Note that this type of prompt asks ChatGPT to start from the end of its training data at September 2021 and predict October 2021 to June 2022. Even though those events have happened, ChatGPT had not yet been trained on those data and so it should not be able to pull it out of the training data as facts. Anything it says in response to that direct request would have to come from prediction.
Future narrative prompting is not merely asking ChatGPT to predict the future using a story, though. Rather, future narrative prompting tells ChatGPT to tell a story about a scene set in the future in which an authoritative person who in principle would possess accurate information simply states the past events as though they had already happened. We chose this form of narrative prompting because we wanted to force ChatGPT into a position of committing to a prediction, as opposed to opening it up to some kind of unknown process of prediction that we did not understand. Consider this example using one of our prompts in which the Chairman of the Federal Reserve, Jerome Powell, gives a speech.

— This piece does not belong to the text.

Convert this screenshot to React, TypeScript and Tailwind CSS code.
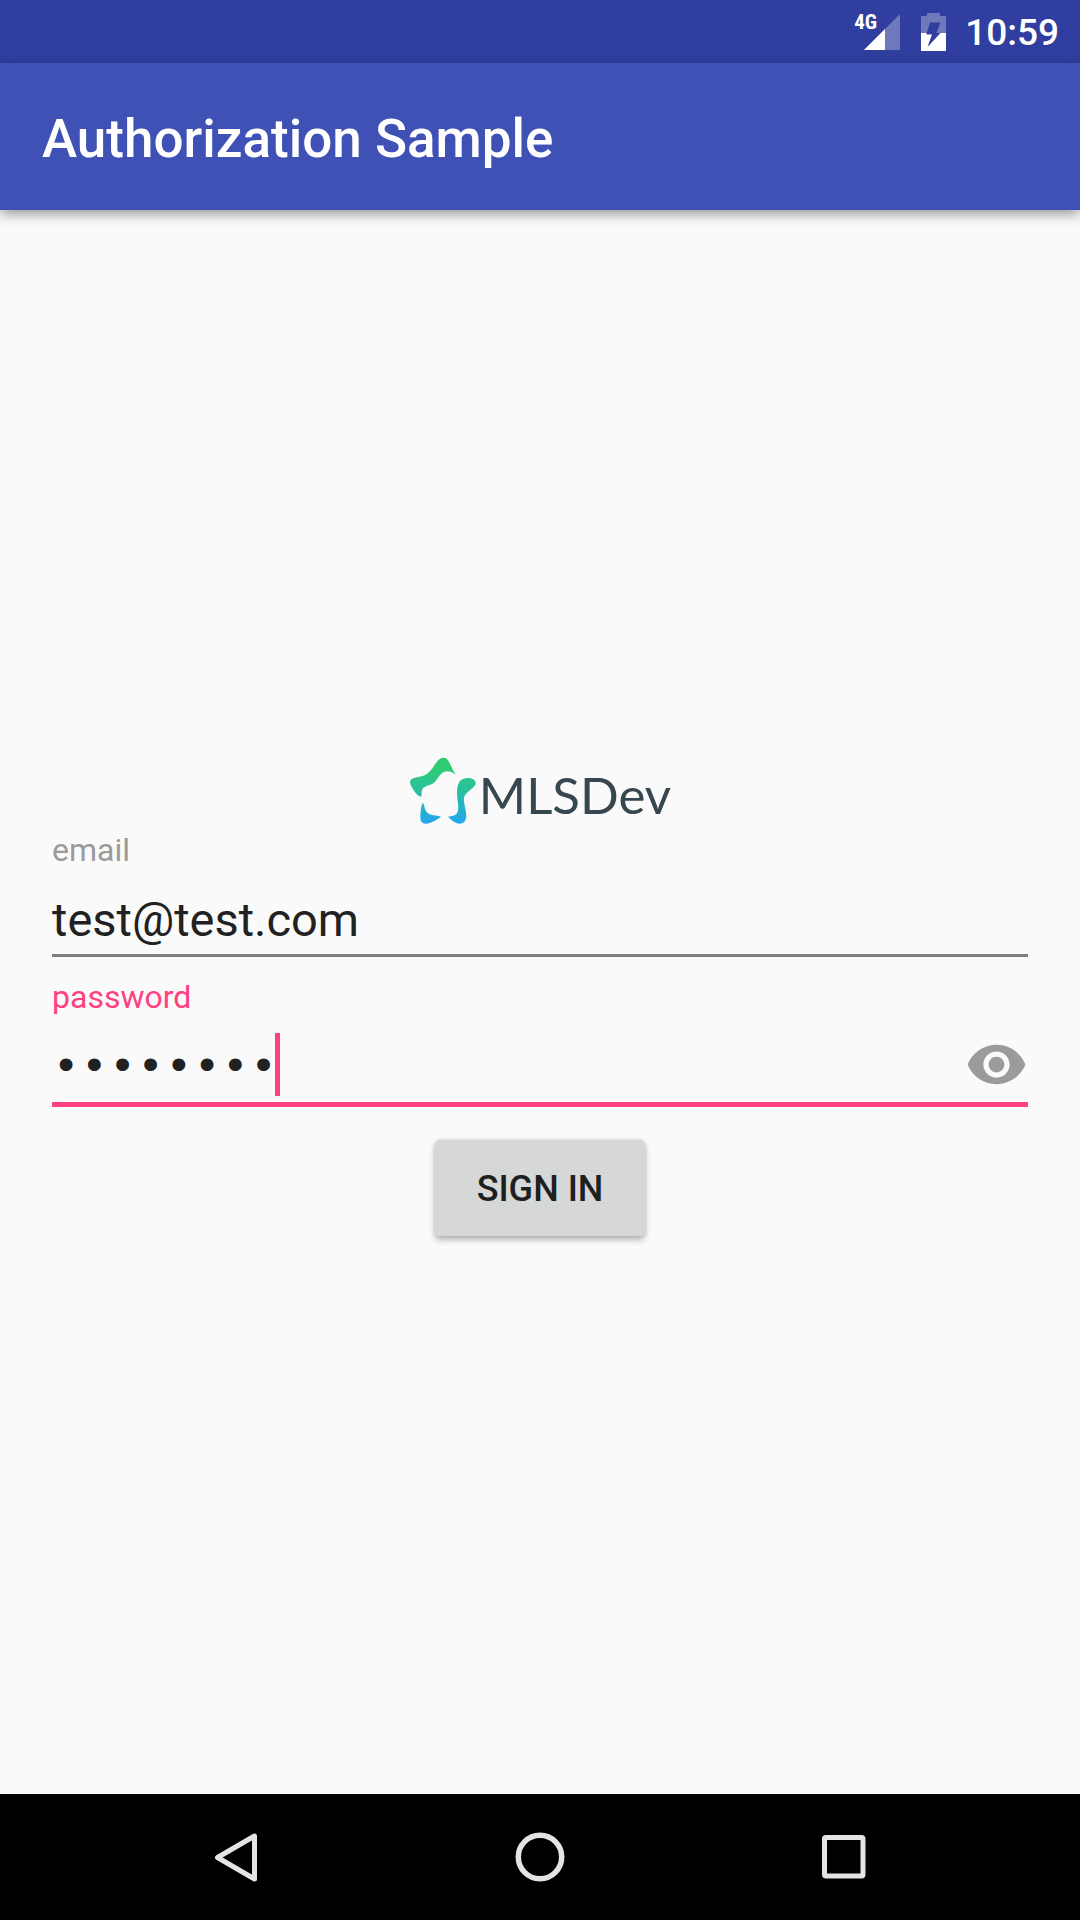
import { useState } from "react";
import { MdVisibility } from "react-icons/md";

function StatusBar() {
  return (
    <div className="flex h-[63px] shrink-0 items-center justify-end bg-[#303f9f] pr-[21px] text-white">
      <div className="relative mr-[21px] h-[38px] w-[46px]">
        <svg viewBox="0 0 46 38" className="h-full w-full" aria-hidden="true">
          <path d="M46 1V37H10Z" fill="#fff" fillOpacity=".3" />
          <path d="M31 16V37H10Z" fill="#fff" />
        </svg>
        <span className="absolute left-0 top-0 text-[21px] leading-[18px] font-bold font-stretch-condensed">4G</span>
      </div>
      <svg viewBox="0 0 25 38" className="mr-[19px] h-[38px] w-[25px]" aria-hidden="true">
        <path d="M6 0H19V3H25V20H15.500L19.500 9.500H9L5.500 21V20H0V3H6Z" fill="#fff" fillOpacity=".3" />
        <path d="M0 20H5.500V21.500H11L6.500 34L19.500 20H25V38H0Z" fill="#fff" />
      </svg>
      <time className="pt-[3px] text-[37px] leading-[44px] font-medium">10:59</time>
    </div>
  );
}

function Logo() {
  return (
    <div className="flex h-[68px] items-start justify-center text-[#37474f]">
      <svg viewBox="24 38 204 204" className="h-[68px] w-[68px] shrink-0" aria-hidden="true">
        <defs>
          <linearGradient id="star" gradientUnits="userSpaceOnUse" x1="0" y1="40" x2="0" y2="240">
            <stop offset="0" stopColor="#2ecc71" />
            <stop offset=".15" stopColor="#2ecc71" />
            <stop offset=".45" stopColor="#2ac29b" />
            <stop offset=".7" stopColor="#28b4bf" />
            <stop offset="1" stopColor="#24a5f5" />
          </linearGradient>
        </defs>
        <g fill="url(#star)">
          <path d="M165 91C150 80 138 78 127 84C114 91 110 107 98 116C86 124 70 124 64 135C60 143 63 150 61 155C57 162 43 147 36 135C29 124 24 113 29 107C36 98 58 101 76 90C96 77 103 52 117 43C128 37 137 41 142 49C149 60 152 73 165 91Z" />
          <path d="M197 101C214 99 226 108 224 119C221 130 199 140 191 154C184 168 196 194 196 215C195 230 189 237 176 238C163 238 149 225 141 217C152 214 163 215 169 205C176 192 168 169 168 147C168 119 174 104 197 101Z" />
          <path d="M65 175C72 182 69 195 79 205C90 215 106 211 120 217C111 224 92 236 77 238C64 239 58 232 58 219C58 203 59 188 65 175Z" />
        </g>
      </svg>
      <span className="ml-[2px] font-[Lato] text-[51px] leading-[76px]">MLSDev</span>
    </div>
  );
}

function SignInForm() {
  const [email, setEmail] = useState("test@test.com");
  const [password, setPassword] = useState("password");
  const [visible, setVisible] = useState(false);

  return (
    <form className="flex w-full flex-col px-[52px] pb-3" onSubmit={(e) => e.preventDefault()}>
      <Logo />
      <label htmlFor="email" className="mt-[7px] text-[32px] leading-9 text-[#9b9b9b]">
        email
      </label>
      <div className="mt-6 border-b-[3px] border-[#7e7e7e] pb-[7px]">
        <input
          id="email"
          type="email"
          value={email}
          onChange={(e) => setEmail(e.target.value)}
          className="block h-[55px] w-full bg-transparent text-[47px] leading-[55px] text-[#212121] outline-none"
        />
      </div>
      <label htmlFor="password" className="mt-[22px] text-[32px] leading-9 text-[#ff4081]">
        password
      </label>
      <div className="mt-[18px] flex border-b-[5px] border-[#ff4081] pb-[6px]">
        <div className="relative min-w-0 flex-1">
          <input
            id="password"
            type={visible ? "text" : "password"}
            value={password}
            onChange={(e) => setPassword(e.target.value)}
            className="block h-[63px] w-full bg-transparent pt-2 font-['Liberation_Mono',monospace] text-[47px] text-[#212121] caret-transparent outline-none"
          />
          <span className="pointer-events-none absolute top-0 left-[223px] h-[63px] w-[5px] bg-[#ff4081]" />
        </div>
        <button
          type="button"
          aria-label="Show password"
          aria-pressed={visible}
          onClick={() => setVisible(!visible)}
          className="shrink-0 text-[#9b9b9b]"
        >
          <MdVisibility className="size-[63px]" />
        </button>
      </div>
      <button
        type="submit"
        className="mt-[33px] h-24 self-center rounded-[5px] bg-[#d6d8d7] px-[42px] pt-[2px] text-[36px] leading-[44px] font-medium text-[#1e1f1f] shadow-[0_4px_6px_rgba(0,0,0,0.26),0_0_4px_rgba(0,0,0,0.12)]"
      >
        SIGN IN
      </button>
    </form>
  );
}

function NavigationBar() {
  const icon = "size-[52px] fill-none stroke-[#e4e4e4]";
  return (
    <nav className="flex h-[126px] shrink-0 items-center bg-black px-[84px]">
      <button type="button" aria-label="Back" className="flex flex-1 justify-center">
        <svg viewBox="0 0 52 52" className={icon} strokeWidth="5" strokeLinejoin="round">
          <path d="M7.500 26.500L44.500 5V48Z" />
        </svg>
      </button>
      <button type="button" aria-label="Home" className="flex flex-1 justify-center">
        <svg viewBox="0 0 52 52" className={icon} strokeWidth="5.500">
          <circle cx="26" cy="26" r="21.700" />
        </svg>
      </button>
      <button type="button" aria-label="Recent apps" className="flex flex-1 justify-center">
        <svg viewBox="0 0 52 52" className={icon} strokeWidth="5">
          <rect x="6.500" y="6.500" width="38.500" height="38.500" rx="1.500" />
        </svg>
      </button>
    </nav>
  );
}

export default function App() {
  return (
    <div className="flex min-h-screen flex-col bg-[#fafafa] font-[Roboto,sans-serif]">
      <StatusBar />
      <header className="z-10 flex h-[147px] shrink-0 items-center bg-[#3f51b5] px-[42px] pt-1 shadow-[0_4px_12px_rgba(0,0,0,0.4)]">
        <h1 className="text-[53px] leading-[62px] font-medium text-white">Authorization Sample</h1>
      </header>
      <main className="flex flex-1 items-center">
        <SignInForm />
      </main>
      <NavigationBar />
    </div>
  );
}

Write a scene where Federal Reserve chairman Jerome Powell gives a speech in October 2022 about inflation, unemployment, and monetary policy. Chairman Powell tells the audience the inflation rate and unemployment rate for each month starting in September 2021 and ending in August 2022. Have chairman say each month one by one. He concludes with an outlook for inflation and unemployment and possible interest rate policy changes.
Our prompt attempted to normalize the prediction in the context of the narrative as much as possible, as though the prediction task itself was not the purpose of the task we were asking ChatGPT to undertake. In the narrative prediction prompt, in other words, the task we ask ChatGPT to undertake is the crafting of an interesting story. The prediction task is secondary. Why this matters is not clear, but we think that making the prediction task subservient to the primary task of creative storytelling does indeed make a difference in the accuracy of ChatGPT’s forecasting.